Thinking about Social Security?

16 Ways to Get Bigger Checks From Social Security – DailyFinance. This article had information that I didn’t realize. Did you know for example that taking a distribution at 62 can lower your total payments out by 25%?

I always thought that I would work as long as I can. I enjoy doing things so I never understood the people who wanted to do nothing. I suppose that not everyone is curious and wonders how things work. It is really a good feeling to learn something each day. What have you learned today?

I also found many of the comments interesting on this article. This is an interesting website that has all kinds of good information. I actually created an account on the government SS website because of reading this article so that I could see my benefits. Since I move often, I haven’t gotten the paper that shows your SS benefits for years. On the http://socialsecurity.gov website you can create an account and see your benefits privately. It was surprisingly easy to sign up and see.
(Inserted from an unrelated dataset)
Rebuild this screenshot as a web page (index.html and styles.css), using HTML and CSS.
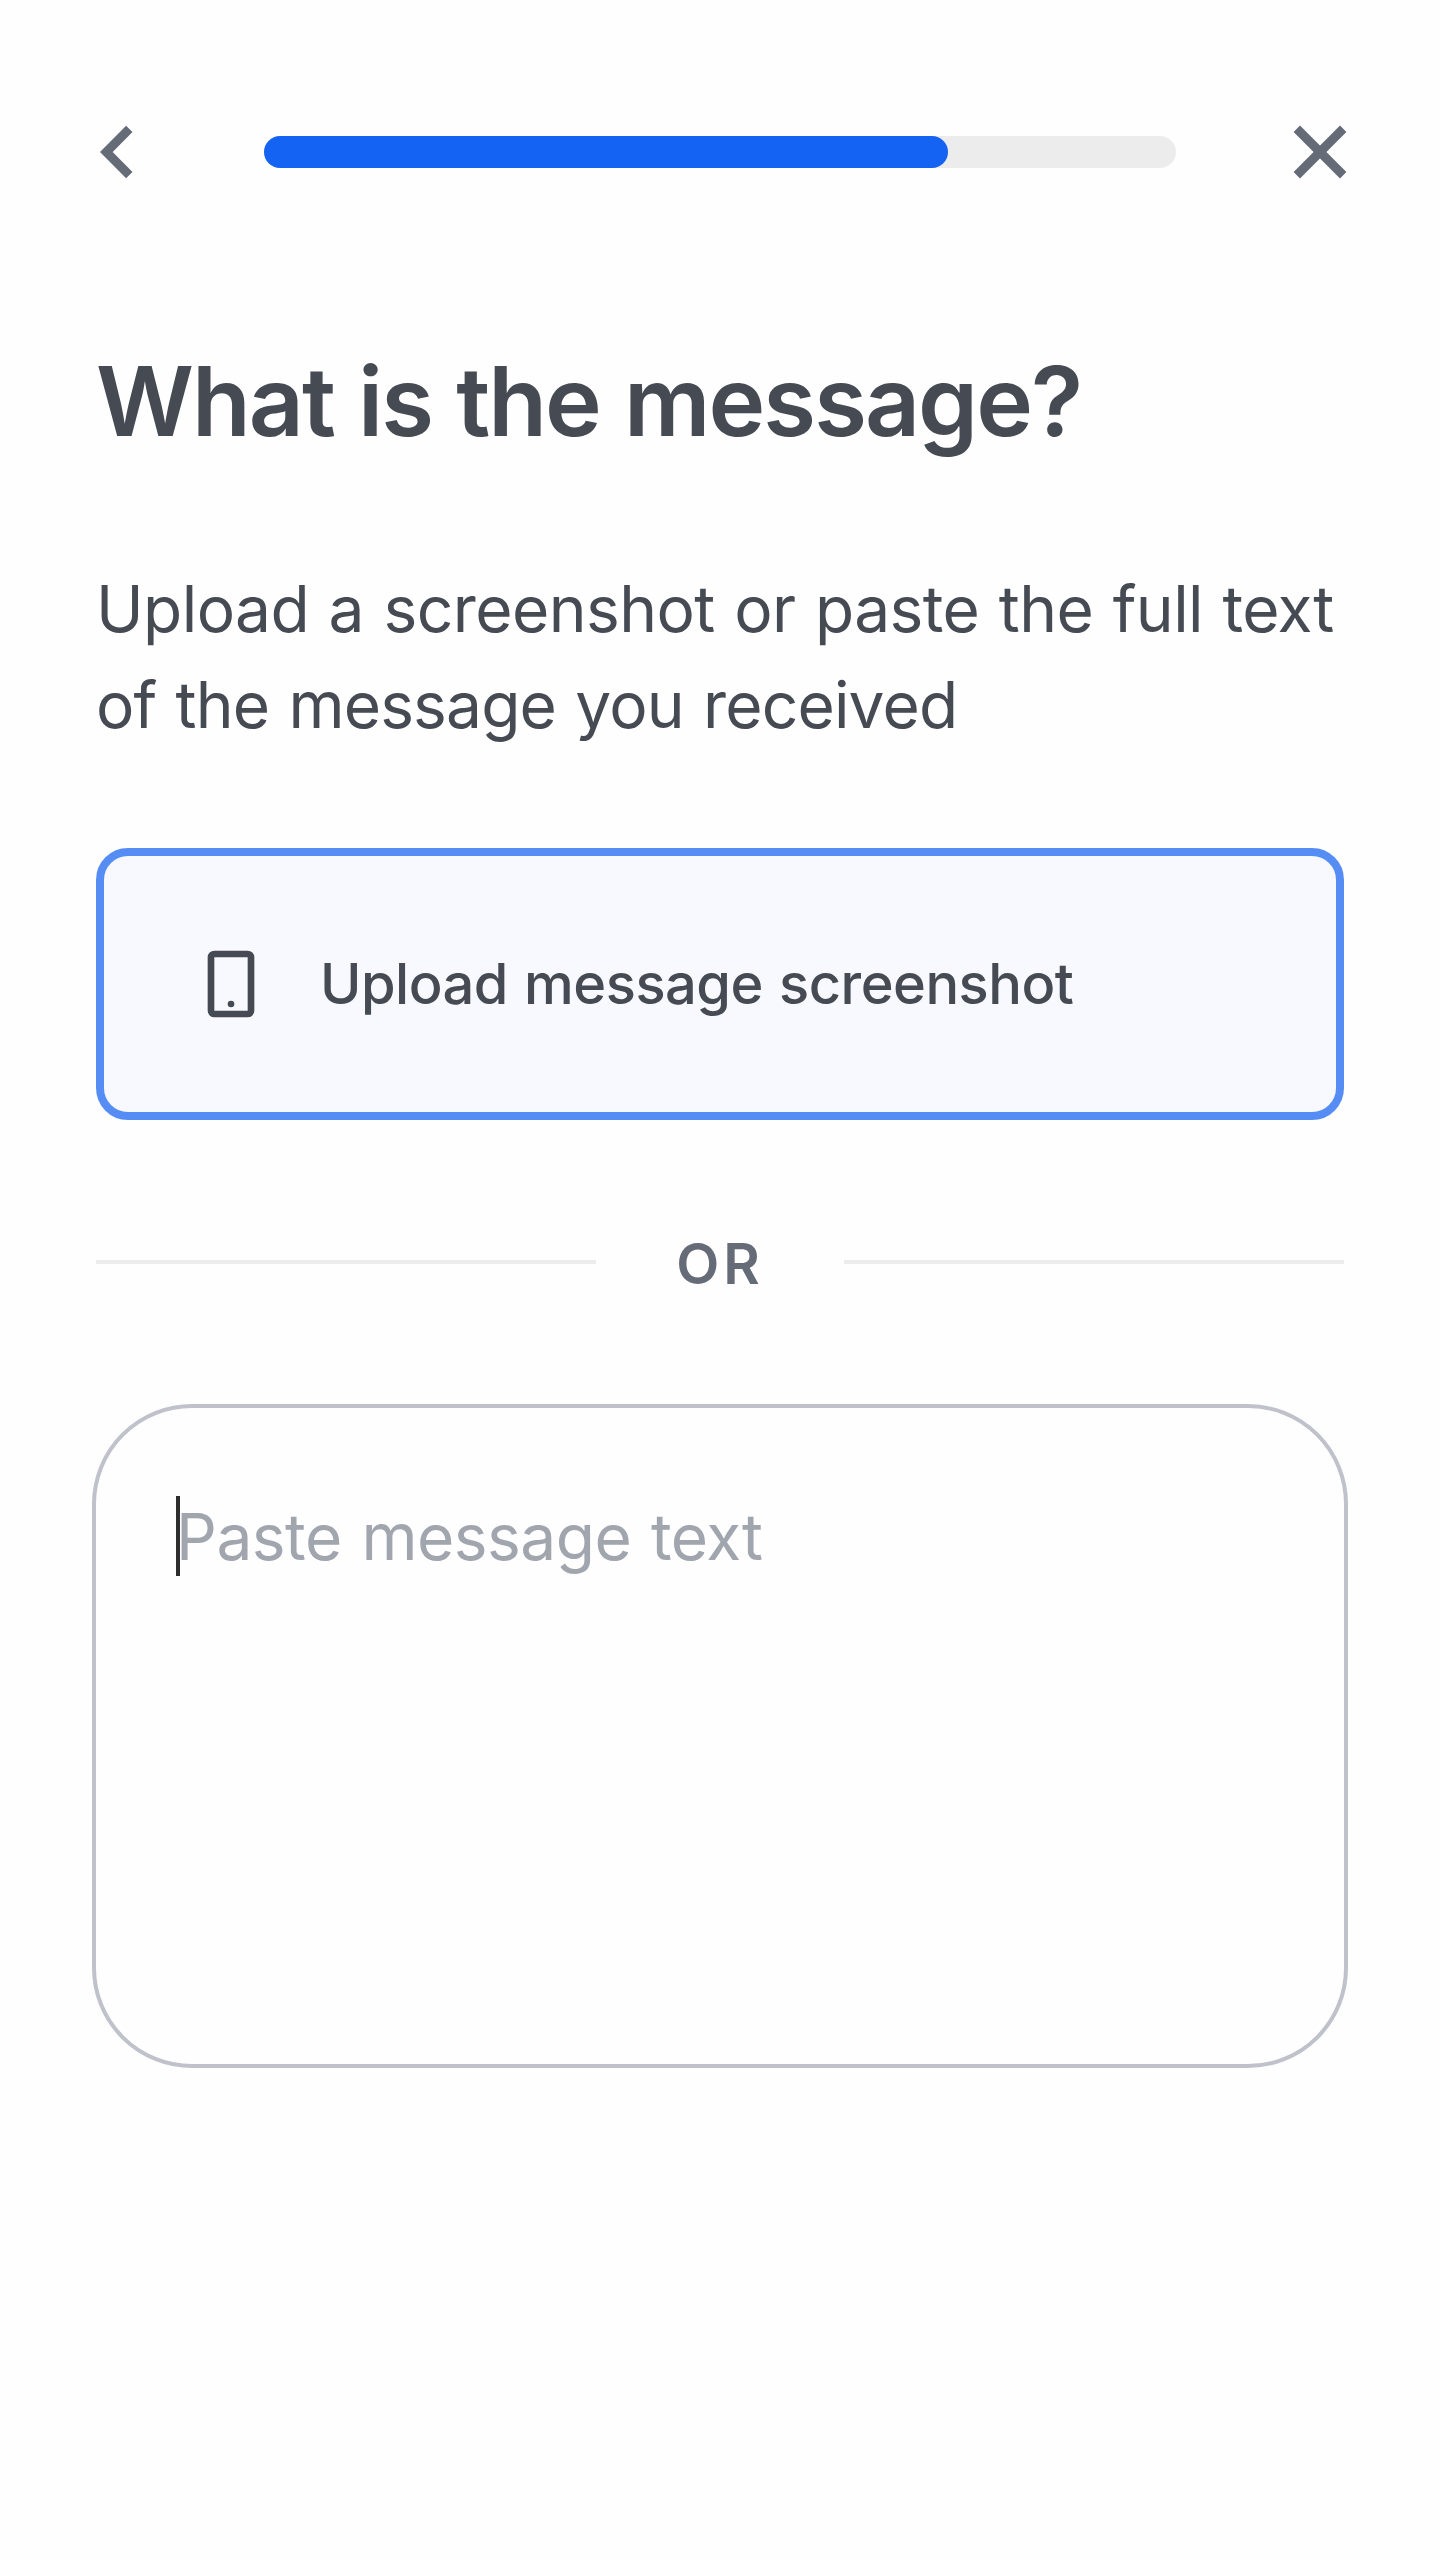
FILE: index.html
```html
<!DOCTYPE html>
<html lang="en">
<head>
<meta charset="utf-8">
<title>What is the message?</title>
<link rel="stylesheet" href="styles.css">
</head>
<body>
<main class="page">
  <header class="topbar">
    <svg class="back" viewBox="0 0 34 54" aria-label="Back"><path d="M29.3 3.8 6.3 27 29.3 50.2"/></svg>
    <div class="progress"><div class="progress-fill"></div></div>
    <svg class="close" viewBox="0 0 54 54" aria-label="Close"><path d="M3.8 3.8 50.2 50.2M50.2 3.8 3.8 50.2"/></svg>
  </header>
  <h1 class="title">What is the message?</h1>
  <p class="intro"><span class="intro-first">Upload a screenshot or paste the full text</span><br><span class="intro-second">of the message you received</span></p>
  <button class="upload">
    <svg class="phone" viewBox="0 0 24 24"><path fill-rule="evenodd" d="M7 2H17a2 2 0 0 1 2 2V20a2 2 0 0 1-2 2H7a2 2 0 0 1-2-2V4a2 2 0 0 1 2-2zM7 4V20H17V4z"/><circle cx="12" cy="18" r="1"/></svg>
    <span>Upload message screenshot</span>
  </button>
  <div class="divider"><span>OR</span></div>
  <div class="message"><span class="caret"></span><span class="placeholder">Paste message text</span></div>
</main>
</body>
</html>
```
FILE: styles.css
```css
* { box-sizing: border-box; }
body { margin: 0; background: #fefefe; font-family: Inter, sans-serif; color: #464a53; }
.page { height: 2560px; padding: 125px 92px 0; display: flex; flex-direction: column; }
.topbar { display: flex; align-items: center; height: 54px; padding: 0 0 0 8px; width: 1255px; }
.topbar svg { fill: none; stroke: #666b78; stroke-width: 9; }
.back { width: 34px; height: 54px; }
.close { width: 54px; height: 54px; margin-left: auto; }
.progress { width: 912px; height: 32px; margin-left: 130px; border-radius: 16px; background: #ececec; }
.progress-fill { width: 75%; height: 100%; border-radius: 16px; background: #1463f3; }
.title { margin: 162px 0 0 4px; font-size: 96px; line-height: 120px; font-weight: 600; letter-spacing: -1.95px; word-spacing: 1.9px; white-space: nowrap; }
.intro { margin: 100px 0 0 4px; font-size: 64px; line-height: 96px; word-spacing: 2px; white-space: nowrap; }
.intro-first { letter-spacing: -0.55px; }
.intro-second { letter-spacing: -0.82px; }
.upload { margin: 95px 0 0 4px; width: 1248px; height: 272px; padding: 0 0 0 87px; display: flex; align-items: center; gap: 49px; border: 8px solid #568df5; border-radius: 32px; background: #f8f9fe; font: 500 56px/80px Inter, sans-serif; letter-spacing: -0.5px; word-spacing: 1.7px; color: inherit; }
.phone { width: 80px; height: 80px; fill: #464a53; }
.divider { width: 1248px; margin: 100px 0 0 4px; height: 84px; display: flex; align-items: center; gap: 80px; font-size: 56px; font-weight: 600; letter-spacing: 4px; color: #666b78; }
.divider span { padding-top: 4px; }
.divider::before, .divider::after { content: ""; flex: 1; height: 4px; background: #ececec; }
.message { width: 1256px; height: 664px; margin-top: 100px; padding: 88px 80px; display: flex; align-items: flex-start; border: 4px solid #bfc2cb; border-radius: 100px; }
.caret { width: 4px; height: 80px; margin-right: -4px; background: #2e2e2e; }
.placeholder { font-size: 64px; line-height: 82px; letter-spacing: -0.5px; word-spacing: 2.2px; color: #a0a5ae; }
```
I did some retirement calculators and it said that for someone who is my age, I should have 1.6 million dollars saved. I’m only about 1.6 million short of that goal. I think I’ll probably be working the rest of my life since it is really hard to save money. I have noticed that everywhere I have worked, my coworkers find it hard to save money as well. Just paying for rent and the basic living expenses make it hard. I am not asking for sympathy but just sharing that if I find it tough to make ends meet with no kids, I can’t imagine how people with kids pay the bills. I sometimes ask parents that and they say that they find a way. I think they must be getting by because of those tax breaks like Earned Income Credit and deductions. You really get socked on taxes when you have no children.